Supplied data.
===============
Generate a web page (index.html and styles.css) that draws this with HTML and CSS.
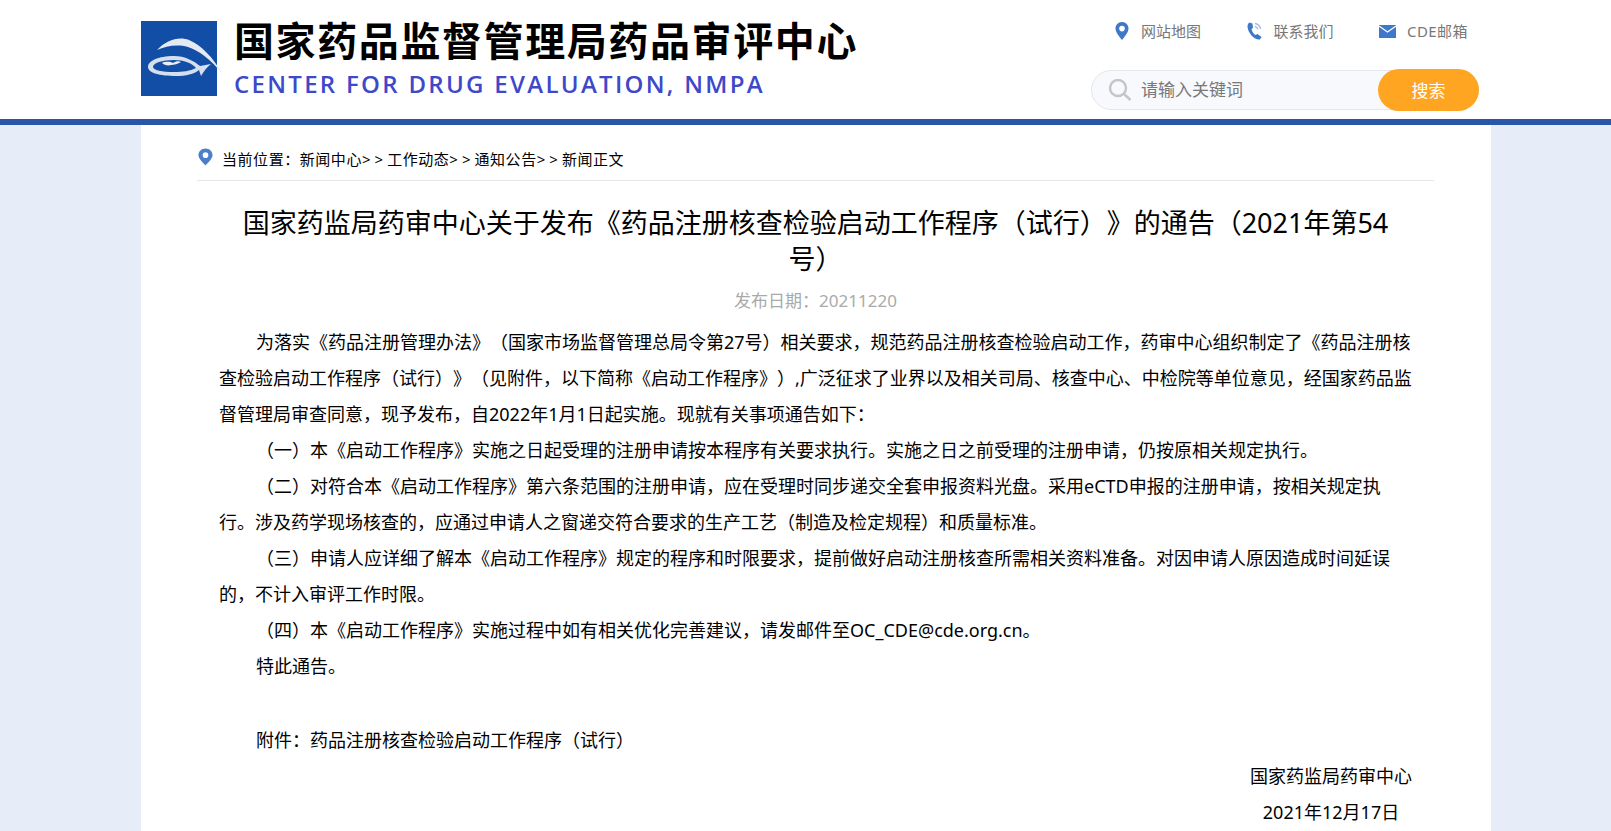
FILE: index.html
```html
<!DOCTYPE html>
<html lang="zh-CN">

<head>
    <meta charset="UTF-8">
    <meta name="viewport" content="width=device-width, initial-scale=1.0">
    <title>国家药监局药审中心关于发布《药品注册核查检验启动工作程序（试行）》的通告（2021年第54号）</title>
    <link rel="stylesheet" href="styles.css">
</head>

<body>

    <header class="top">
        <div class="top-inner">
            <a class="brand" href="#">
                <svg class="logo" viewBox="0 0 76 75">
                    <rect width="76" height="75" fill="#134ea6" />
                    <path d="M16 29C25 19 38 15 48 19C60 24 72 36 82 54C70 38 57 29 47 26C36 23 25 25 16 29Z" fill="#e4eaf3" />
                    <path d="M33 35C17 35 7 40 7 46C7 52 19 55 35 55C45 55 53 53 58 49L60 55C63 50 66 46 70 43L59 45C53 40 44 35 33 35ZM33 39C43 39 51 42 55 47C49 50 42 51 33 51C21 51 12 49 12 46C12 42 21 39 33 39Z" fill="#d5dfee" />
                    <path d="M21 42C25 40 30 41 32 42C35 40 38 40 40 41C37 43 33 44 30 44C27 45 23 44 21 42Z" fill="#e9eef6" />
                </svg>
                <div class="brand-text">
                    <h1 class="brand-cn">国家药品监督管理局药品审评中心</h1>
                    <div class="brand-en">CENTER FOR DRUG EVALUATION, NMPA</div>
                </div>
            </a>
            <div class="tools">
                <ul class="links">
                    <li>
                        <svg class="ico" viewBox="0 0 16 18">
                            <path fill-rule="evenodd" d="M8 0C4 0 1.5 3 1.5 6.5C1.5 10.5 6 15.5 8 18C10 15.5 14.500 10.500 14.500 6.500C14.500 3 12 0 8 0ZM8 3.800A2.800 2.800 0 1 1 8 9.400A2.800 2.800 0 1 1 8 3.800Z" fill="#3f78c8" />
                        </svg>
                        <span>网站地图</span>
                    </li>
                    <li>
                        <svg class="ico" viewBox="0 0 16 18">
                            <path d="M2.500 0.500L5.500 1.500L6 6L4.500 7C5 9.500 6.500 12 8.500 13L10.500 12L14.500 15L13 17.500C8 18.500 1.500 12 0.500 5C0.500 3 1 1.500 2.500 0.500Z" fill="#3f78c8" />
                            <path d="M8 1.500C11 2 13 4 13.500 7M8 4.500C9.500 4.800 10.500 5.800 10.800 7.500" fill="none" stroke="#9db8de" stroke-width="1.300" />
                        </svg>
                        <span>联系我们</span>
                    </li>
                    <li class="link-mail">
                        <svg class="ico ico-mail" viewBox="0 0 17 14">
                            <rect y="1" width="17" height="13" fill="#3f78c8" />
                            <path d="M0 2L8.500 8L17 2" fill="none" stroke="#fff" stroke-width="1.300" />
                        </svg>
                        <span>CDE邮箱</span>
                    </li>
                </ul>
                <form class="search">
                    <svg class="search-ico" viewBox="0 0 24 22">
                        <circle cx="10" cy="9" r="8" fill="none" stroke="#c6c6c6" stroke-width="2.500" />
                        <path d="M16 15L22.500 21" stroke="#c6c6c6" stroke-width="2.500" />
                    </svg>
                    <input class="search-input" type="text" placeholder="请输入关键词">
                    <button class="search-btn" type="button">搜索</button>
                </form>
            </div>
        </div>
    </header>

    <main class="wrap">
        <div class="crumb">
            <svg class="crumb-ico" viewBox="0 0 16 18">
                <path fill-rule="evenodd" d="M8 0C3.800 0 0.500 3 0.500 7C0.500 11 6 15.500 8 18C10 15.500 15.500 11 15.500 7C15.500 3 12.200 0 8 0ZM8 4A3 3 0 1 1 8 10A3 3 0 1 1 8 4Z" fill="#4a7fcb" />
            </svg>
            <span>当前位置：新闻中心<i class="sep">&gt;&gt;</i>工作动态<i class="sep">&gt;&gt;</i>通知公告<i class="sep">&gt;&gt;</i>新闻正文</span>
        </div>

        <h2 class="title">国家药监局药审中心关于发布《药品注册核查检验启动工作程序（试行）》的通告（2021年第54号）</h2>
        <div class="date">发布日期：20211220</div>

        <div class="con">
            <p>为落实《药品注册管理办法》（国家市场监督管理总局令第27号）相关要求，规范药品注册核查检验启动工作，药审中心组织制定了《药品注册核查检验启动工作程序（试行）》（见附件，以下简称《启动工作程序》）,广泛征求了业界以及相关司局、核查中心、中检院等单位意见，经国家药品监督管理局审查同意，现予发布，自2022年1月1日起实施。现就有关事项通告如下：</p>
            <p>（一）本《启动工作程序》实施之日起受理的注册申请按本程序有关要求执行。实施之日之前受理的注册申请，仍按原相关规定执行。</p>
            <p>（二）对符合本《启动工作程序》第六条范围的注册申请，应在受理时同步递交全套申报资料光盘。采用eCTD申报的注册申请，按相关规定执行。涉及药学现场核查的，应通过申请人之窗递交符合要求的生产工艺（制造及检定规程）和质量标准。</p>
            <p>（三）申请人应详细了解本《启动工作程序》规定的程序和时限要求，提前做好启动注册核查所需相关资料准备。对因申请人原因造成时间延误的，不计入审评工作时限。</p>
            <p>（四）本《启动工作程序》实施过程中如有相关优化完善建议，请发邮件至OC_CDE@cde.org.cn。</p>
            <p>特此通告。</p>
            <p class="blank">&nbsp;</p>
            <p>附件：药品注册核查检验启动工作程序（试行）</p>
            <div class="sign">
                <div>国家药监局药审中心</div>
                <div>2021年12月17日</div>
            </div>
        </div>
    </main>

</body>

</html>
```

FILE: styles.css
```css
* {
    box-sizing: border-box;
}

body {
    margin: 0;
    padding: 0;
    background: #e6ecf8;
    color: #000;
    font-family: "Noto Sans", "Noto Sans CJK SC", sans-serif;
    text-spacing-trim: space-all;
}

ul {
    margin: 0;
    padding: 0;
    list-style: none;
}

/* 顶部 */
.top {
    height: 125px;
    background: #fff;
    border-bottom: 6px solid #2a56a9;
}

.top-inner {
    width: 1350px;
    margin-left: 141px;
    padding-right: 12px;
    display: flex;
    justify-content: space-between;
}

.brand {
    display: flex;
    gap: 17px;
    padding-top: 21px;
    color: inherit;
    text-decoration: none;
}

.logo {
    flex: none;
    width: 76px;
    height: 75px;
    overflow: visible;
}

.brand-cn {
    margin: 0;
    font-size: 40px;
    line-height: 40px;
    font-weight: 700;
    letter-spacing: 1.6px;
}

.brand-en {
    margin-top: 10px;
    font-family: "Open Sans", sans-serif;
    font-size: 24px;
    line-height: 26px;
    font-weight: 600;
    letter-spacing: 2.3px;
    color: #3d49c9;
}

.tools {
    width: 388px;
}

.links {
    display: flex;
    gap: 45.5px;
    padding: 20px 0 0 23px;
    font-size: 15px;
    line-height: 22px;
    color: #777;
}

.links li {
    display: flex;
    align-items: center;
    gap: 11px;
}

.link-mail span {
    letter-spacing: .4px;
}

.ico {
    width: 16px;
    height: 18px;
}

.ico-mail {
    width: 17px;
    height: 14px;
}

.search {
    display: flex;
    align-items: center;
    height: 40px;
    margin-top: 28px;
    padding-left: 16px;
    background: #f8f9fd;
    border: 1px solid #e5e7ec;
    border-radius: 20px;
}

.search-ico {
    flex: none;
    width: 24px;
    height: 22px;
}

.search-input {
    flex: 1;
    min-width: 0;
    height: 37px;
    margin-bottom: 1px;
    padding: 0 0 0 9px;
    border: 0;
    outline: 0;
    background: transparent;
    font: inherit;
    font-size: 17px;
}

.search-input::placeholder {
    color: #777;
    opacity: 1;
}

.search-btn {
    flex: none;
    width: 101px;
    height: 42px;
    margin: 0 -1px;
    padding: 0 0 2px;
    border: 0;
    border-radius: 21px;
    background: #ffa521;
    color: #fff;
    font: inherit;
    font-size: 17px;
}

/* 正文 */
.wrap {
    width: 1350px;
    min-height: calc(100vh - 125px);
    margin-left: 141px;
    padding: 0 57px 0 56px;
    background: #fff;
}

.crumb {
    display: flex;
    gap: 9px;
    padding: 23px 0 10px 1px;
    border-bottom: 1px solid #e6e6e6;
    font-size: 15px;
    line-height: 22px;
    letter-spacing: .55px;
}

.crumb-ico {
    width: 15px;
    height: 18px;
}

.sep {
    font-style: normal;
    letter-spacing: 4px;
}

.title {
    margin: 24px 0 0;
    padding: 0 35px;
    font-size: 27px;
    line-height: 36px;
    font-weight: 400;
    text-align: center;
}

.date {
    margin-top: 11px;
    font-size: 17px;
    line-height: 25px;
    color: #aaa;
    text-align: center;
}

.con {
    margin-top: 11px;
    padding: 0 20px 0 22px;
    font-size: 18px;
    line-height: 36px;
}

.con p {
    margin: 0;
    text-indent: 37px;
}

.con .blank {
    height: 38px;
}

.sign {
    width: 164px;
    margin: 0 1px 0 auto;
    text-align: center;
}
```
===============
Exercise task.
Keep only the lines that hold the string "index", and copy them out.

Written response.
Generate a web page (index.html and styles.css) that draws this with HTML and CSS.
FILE: index.html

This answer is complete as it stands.